Chilton accompanied the Replacements on the fateful day in the mid-1980s when they broke into Twin/Tone’s offices and stole the master tapes to their old recordings. In fact, it was his daring them to do it that led Replacements roadie/driver Carton to pull the van over on that fateful Minneapolis bridge. When they actually went through with the caper and dumped the masters into the Mississippi River, Chilton had to live up to his end of the dare. He reached into his travel bag, pulled out a reel of tape containing the long-lost Whammy Bar, and tossed it over the side into the swirling waters that had already sucked in Hootenanny, Let It Be, Sorry, Ma, Forgot To Take Out The Trash, Stink, and The Shit Hits The Fans.

Some time later, the surviving trio of Replacements—Paul Westerberg, Tommy Stinson, and Chris Mars—felt so guilty about their complicity in destroying what may very well have been the high-water mark (pun intended) of 1970s rock-n-roll that they went to Ardent Studios to see for themselves if any other copies of Whammy Bar remained. Whether Dickinson had (or has) his own copy remains a mystery, but the band did end up recording Pleased To Meet Me at Ardent (with Dickinson producing) while they were there—an album which includes their tribute to the only man alive apart from Brian Wilson with enough moxie (or bad craziness) to destroy his own masterpiece … Alex Chilton.

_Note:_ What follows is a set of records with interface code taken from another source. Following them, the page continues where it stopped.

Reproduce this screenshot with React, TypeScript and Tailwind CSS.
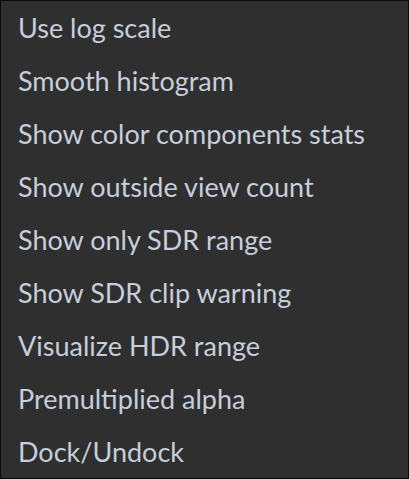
export default function App() {
  const items = [
    "Use log scale",
    "Smooth histogram",
    "Show color components stats",
    "Show outside view count",
    "Show only SDR range",
    "Show SDR clip warning",
    "Visualize HDR range",
    "Premultiplied alpha",
    "Dock/Undock",
  ];
  return (
    <div className="w-[409px] h-[479px] bg-[#2f2f2f] border border-[#0a0a0a] flex flex-col">
      {items.map((t) => (
        <div
          key={t}
          className="h-[53px] flex items-center pl-[17px] text-[27px] leading-none text-[#c6cedb] whitespace-nowrap"
          style={{ fontFamily: 'Lato, sans-serif' }}
        >
          {t}
        </div>
      ))}
    </div>
  );
}
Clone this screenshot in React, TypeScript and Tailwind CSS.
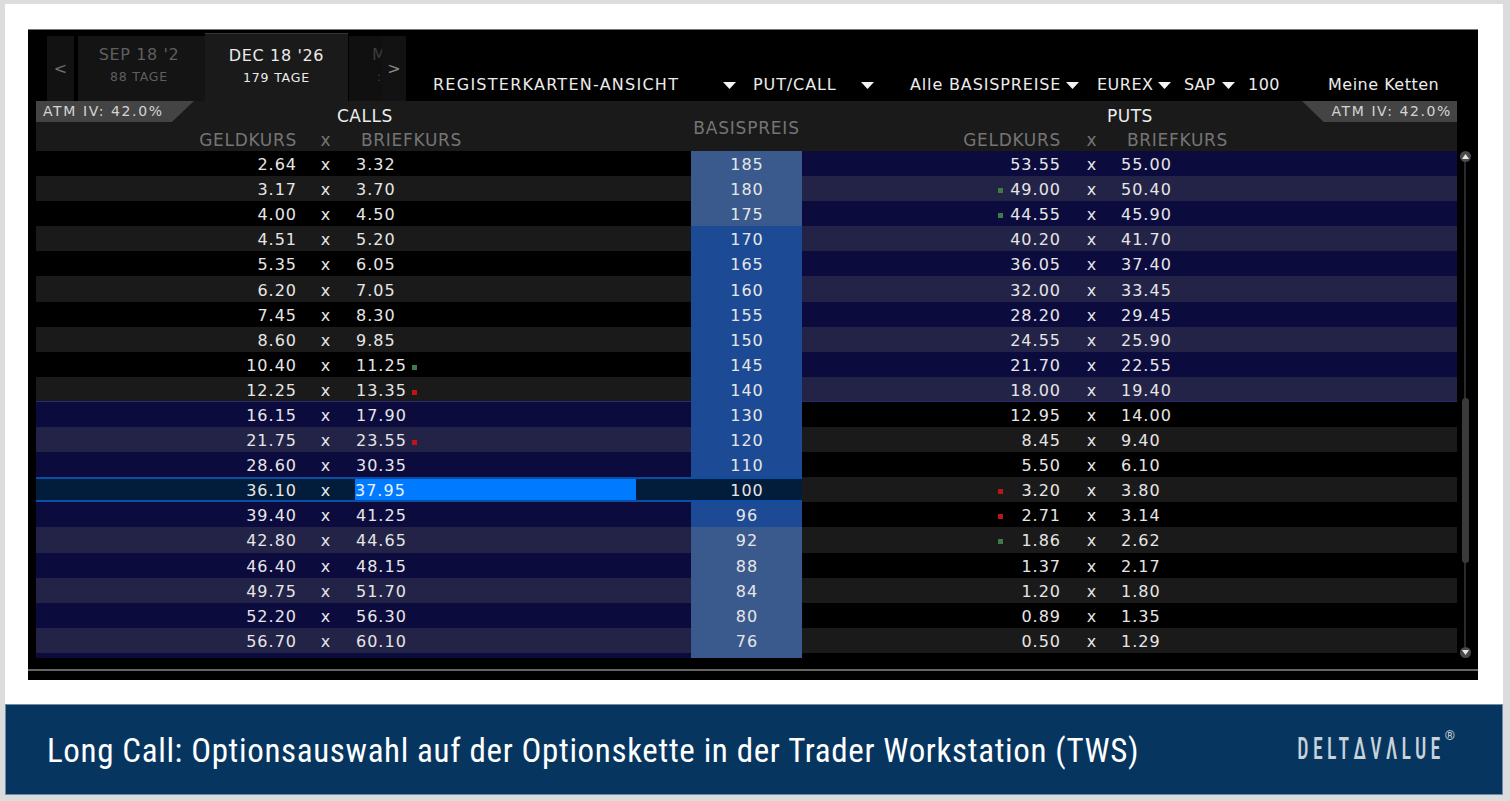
const rows: [string, string, string, string, string, string?, string?][] = [
  ["2.64", "3.32", "185", "53.55", "55.00"],
  ["3.17", "3.70", "180", "49.00", "50.40", "", "g"],
  ["4.00", "4.50", "175", "44.55", "45.90", "", "g"],
  ["4.51", "5.20", "170", "40.20", "41.70"],
  ["5.35", "6.05", "165", "36.05", "37.40"],
  ["6.20", "7.05", "160", "32.00", "33.45"],
  ["7.45", "8.30", "155", "28.20", "29.45"],
  ["8.60", "9.85", "150", "24.55", "25.90"],
  ["10.40", "11.25", "145", "21.70", "22.55", "g"],
  ["12.25", "13.35", "140", "18.00", "19.40", "r"],
  ["16.15", "17.90", "130", "12.95", "14.00"],
  ["21.75", "23.55", "120", "8.45", "9.40", "r"],
  ["28.60", "30.35", "110", "5.50", "6.10"],
  ["36.10", "37.95", "100", "3.20", "3.80", "", "r"],
  ["39.40", "41.25", "96", "2.71", "3.14", "", "r"],
  ["42.80", "44.65", "92", "1.86", "2.62", "", "g"],
  ["46.40", "48.15", "88", "1.37", "2.17"],
  ["49.75", "51.70", "84", "1.20", "1.80"],
  ["52.20", "56.30", "80", "0.89", "1.35"],
  ["56.70", "60.10", "76", "0.50", "1.29"],
];

function Dot({ c }: { c?: string }) {
  if (c === "g") return <span className="block w-[5px] h-[5px] mt-[3px] bg-[#3f7a48]" />;
  if (c === "r") return <span className="block w-[5px] h-[5px] mt-[3px] bg-[#c01414]" />;
  return <span className="block w-[5px] h-[5px]" />;
}

function Caret() {
  return (
    <svg width="13" height="7" viewBox="0 0 13 7" className="block">
      <path d="M0 0 H13 L6.5 7 Z" fill="#f4f4f4" />
    </svg>
  );
}

function CaretSlot({ w }: { w: string }) {
  return (
    <span className={`${w} shrink-0 h-[20px] flex items-center`}>
      <Caret />
    </span>
  );
}

function Row({ r, i }: { r: (typeof rows)[number]; i: number }) {
  const even = i % 2 === 0;
  const itm = i >= 10;
  const hl = i === 13;
  const lightStrike = i < 3 || i >= 15;
  const callBg = hl
    ? "bg-[#021c3b] border-y-2 border-[#0b4ea6]"
    : itm
      ? even
        ? "bg-[#0c0b3d]"
        : "bg-[#232247]"
      : even
        ? "bg-black"
        : "bg-[#1a1a1a]";
  const putBg = !itm
    ? even
      ? "bg-[#0c0b3d]"
      : "bg-[#232247]"
    : even
      ? "bg-black"
      : "bg-[#1a1a1a]";
  const strikeBg = hl
    ? "bg-[#021c3b] border-y-2 border-[#0b4ea6]"
    : lightStrike
      ? "bg-[#3a5a8e]"
      : "bg-[#1c4a94]";
  return (
    <div className="grid grid-cols-[655px_111px_655px] grid-rows-[25.1px] h-[25.1px] text-[#e6e6e6] text-[16px] leading-[20px] tracking-[1px]">
      <div className={`flex items-center min-w-0 min-h-0 ${callBg}`}>
        <span className="w-[261px] text-right pt-[3px]">{r[0]}</span>
        <span className="w-[56px] text-center pt-[3px] pl-[2px]">x</span>
        {hl ? (
          <span className="ml-[2px] w-[281px] h-full flex items-center pt-[3px] bg-[#007aff] text-[#e8f2ff]">{r[1]}</span>
        ) : (
          <span className="ml-[3px] pt-[3px] flex items-center gap-[5px]">
            {r[1]}
            <Dot c={r[5]} />
          </span>
        )}
      </div>
      <div className={`flex items-center justify-center pt-[3px] pl-[1px] min-h-0 ${strikeBg}`}>{r[2]}</div>
      <div className={`flex items-center min-h-0 ${putBg}`}>
        <span className="w-[196px] shrink-0" />
        <Dot c={r[6]} />
        <span className="w-[58px] text-right pt-[3px]">{r[3]}</span>
        <span className="w-[60px] text-center pt-[3px] pl-[2px]">x</span>
        <span className="pt-[3px]">{r[4]}</span>
      </div>
    </div>
  );
}

function ScrollKnob({ up }: { up: boolean }) {
  return (
    <span className="block w-[11px] h-[11px] rounded-full bg-[#4a4a4a] relative shrink-0">
      <svg width="7" height="5" viewBox="0 0 7 5" className="absolute left-[2px] top-[3px]">
        <path d={up ? "M3.5 0 L7 5 H0 Z" : "M0 0 H7 L3.5 5 Z"} fill="#e8e8e8" />
      </svg>
    </span>
  );
}

export default function App() {
  return (
    <div
      className="w-[1510px] h-[801px] bg-[#dcdcdc] pt-[4px] pl-[5px] pr-[7px] overflow-hidden"
      style={{ fontFamily: '"DejaVu Sans", Verdana, sans-serif' }}
    >
      <div className="bg-white h-[700px] pt-[25px] pl-[23px] pr-[25px]">
        <div className="w-[1450px] h-[651px] bg-black border-t border-[#777] flex flex-col">
          {/* top bar */}
          <div className="h-[71px] flex shrink-0">
            <div className="flex items-stretch pl-[19px] pt-[6px] w-[378px] shrink-0">
              <div className="w-[27px] bg-[#121212] flex items-center justify-center text-[#6e6e6e] text-[16px]">&lt;</div>
              <div className="ml-[4px] w-[127px] bg-[#141414] flex flex-col items-center pt-[8px] pr-[5px] text-[#5f5f5f] whitespace-nowrap">
                <span className="text-[16px] leading-[22px] tracking-[0.6px]">SEP 18 '2</span>
                <span className="text-[12.5px] leading-[22px] tracking-[0.8px]">88 TAGE</span>
              </div>
              <div className="w-[143px] -mt-[3px] bg-[#1a1a1a] border-t border-[#333] flex flex-col items-center pt-[11px] text-[#ececec] whitespace-nowrap">
                <span className="text-[16px] leading-[22px] tracking-[0.65px]">DEC 18 '26</span>
                <span className="text-[12.5px] leading-[22px] tracking-[0.8px]">179 TAGE</span>
              </div>
              <div className="w-[33px] ml-[1px] bg-[#101010] flex flex-col pl-[23px] pt-[8px] text-[#3d3d3d] overflow-hidden whitespace-nowrap">
                <span className="text-[16px] leading-[22px]">M</span>
                <span className="text-[12.5px] leading-[22px] pl-[5px]">:</span>
              </div>
              <div className="w-[24px] bg-[#121212] flex items-center justify-center text-[#8a8a8a] text-[16px]">&gt;</div>
            </div>
            <div className="flex-1 flex items-end pb-[6px] text-[16px] leading-[20px] text-[#ececec] whitespace-nowrap">
              <span className="ml-[27px] w-[290px] shrink-0 tracking-[1.25px]">REGISTERKARTEN-ANSICHT</span>
              <CaretSlot w="w-[30px]" />
              <span className="w-[108px] shrink-0 tracking-[0.9px]">PUT/CALL</span>
              <CaretSlot w="w-[49px]" />
              <span className="w-[156px] shrink-0 tracking-[0.85px]">Alle BASISPREISE</span>
              <CaretSlot w="w-[31px]" />
              <span className="w-[61px] shrink-0 tracking-[0.5px]">EUREX</span>
              <CaretSlot w="w-[26px]" />
              <span className="w-[38px] shrink-0">SAP</span>
              <CaretSlot w="w-[26px]" />
              <span className="w-[80px] shrink-0 tracking-[0.5px]">100</span>
              <span className="tracking-[0.5px]">Meine Ketten</span>
            </div>
          </div>
          {/* table */}
          <div className="flex flex-1 min-h-0 pl-[8px]">
            <div className="w-[1421px] shrink-0">
              <div className="h-[50px] bg-[#1a1a1a] grid grid-cols-[655px_111px_655px] whitespace-nowrap">
                <div className="relative text-[#757575]">
                  <div className="absolute left-0 top-0 w-[158px] h-[21px] bg-[#444] pl-[7px] text-[14px] leading-[20px] text-[#d4d4d4] tracking-[1.6px] [clip-path:polygon(0_0,100%_0,86%_100%,0_100%)]">
                    ATM IV: 42.0%
                  </div>
                  <div className="pl-[301px] pt-[4px] text-[17px] leading-[22px] tracking-[0.5px] text-[#ececec]">CALLS</div>
                  <div className="flex text-[17px] leading-[27px] tracking-[0.7px]">
                    <span className="w-[261px] text-right">GELDKURS</span>
                    <span className="w-[56px] text-center pl-[2px]">x</span>
                    <span className="ml-[8px]">BRIEFKURS</span>
                  </div>
                </div>
                <div className="flex items-center justify-center text-[17px] tracking-[0.8px] text-[#757575] pt-[2px]">BASISPREIS</div>
                <div className="relative text-[#757575]">
                  <div className="absolute right-0 top-0 w-[155px] h-[21px] bg-[#444] pr-[5px] text-right text-[14px] leading-[20px] text-[#d4d4d4] tracking-[1.6px] [clip-path:polygon(0_0,100%_0,100%_100%,14%_100%)]">
                    ATM IV: 42.0%
                  </div>
                  <div className="pl-[305px] pt-[4px] text-[17px] leading-[22px] tracking-[0.5px] text-[#ececec]">PUTS</div>
                  <div className="flex text-[17px] leading-[27px] tracking-[0.7px]">
                    <span className="w-[259px] text-right">GELDKURS</span>
                    <span className="w-[60px] text-center pl-[2px]">x</span>
                    <span className="ml-[6px]">BRIEFKURS</span>
                  </div>
                </div>
              </div>
              <div className="relative">
                {rows.map((r, i) => (
                  <Row key={r[2]} r={r} i={i} />
                ))}
                <div className="absolute left-0 w-[655px] top-[250px] h-px bg-[#2a2a6e]" />
                <div className="absolute left-[766px] w-[655px] top-[250px] h-px bg-[#2a2a6e]" />
              </div>
              <div className="grid grid-cols-[655px_111px_655px] h-[5px]">
                <div className="bg-[#0c0b3d]" />
                <div className="bg-[#3a5a8e]" />
                <div className="bg-black" />
              </div>
            </div>
            <div className="w-[21px] shrink-0 flex flex-col items-center pr-[5px] pt-[50px]">
              <div className="h-[507px] flex flex-col items-center relative">
                <ScrollKnob up />
                <div className="flex-1 w-[2px] bg-[#2a2a2a]" />
                <ScrollKnob up={false} />
                <div className="absolute left-[2px] top-[247px] w-[7px] h-[165px] rounded-full bg-[#3a3a3a]" />
              </div>
            </div>
          </div>
          <div className="shrink-0 h-[11px] border-t-2 border-[#666] bg-black" />
        </div>
      </div>
      <div className="h-[91px] bg-[#06365f] border border-[#6f8ea6] flex items-center justify-between pl-[41px] pr-[47px] pt-[2px]">
        <span
          className="text-white text-[33px] tracking-[0.65px] whitespace-nowrap font-stretch-condensed"
          style={{ fontFamily: "Roboto, sans-serif" }}
        >
          Long Call: Optionsauswahl auf der Optionskette in der Trader Workstation (TWS)
        </span>
        <span
          className="flex items-start text-[#c9d2da] whitespace-nowrap mb-[5px]"
          style={{ fontFamily: "Roboto, sans-serif" }}
        >
          <span className="text-[32px] leading-[38px] tracking-[7px] font-medium font-stretch-condensed origin-right scale-x-[0.62]">
            DELTΔVΛLUE
          </span>
          <span className="text-[13px] leading-[16px] -mt-[1px]">®</span>
        </span>
      </div>
    </div>
  );
}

Sager later polished and published a version of this tale on the late, lamented Seattle-based music site PandoMag, but that, too, is now lost to the ever-flowing river of the digital past.

Clearly, as this post proves, copies of at least some of songs from Whammy Bar survived. As with all such “grey-market” material, the wheres and hows of how they came into my possession cannot be revealed.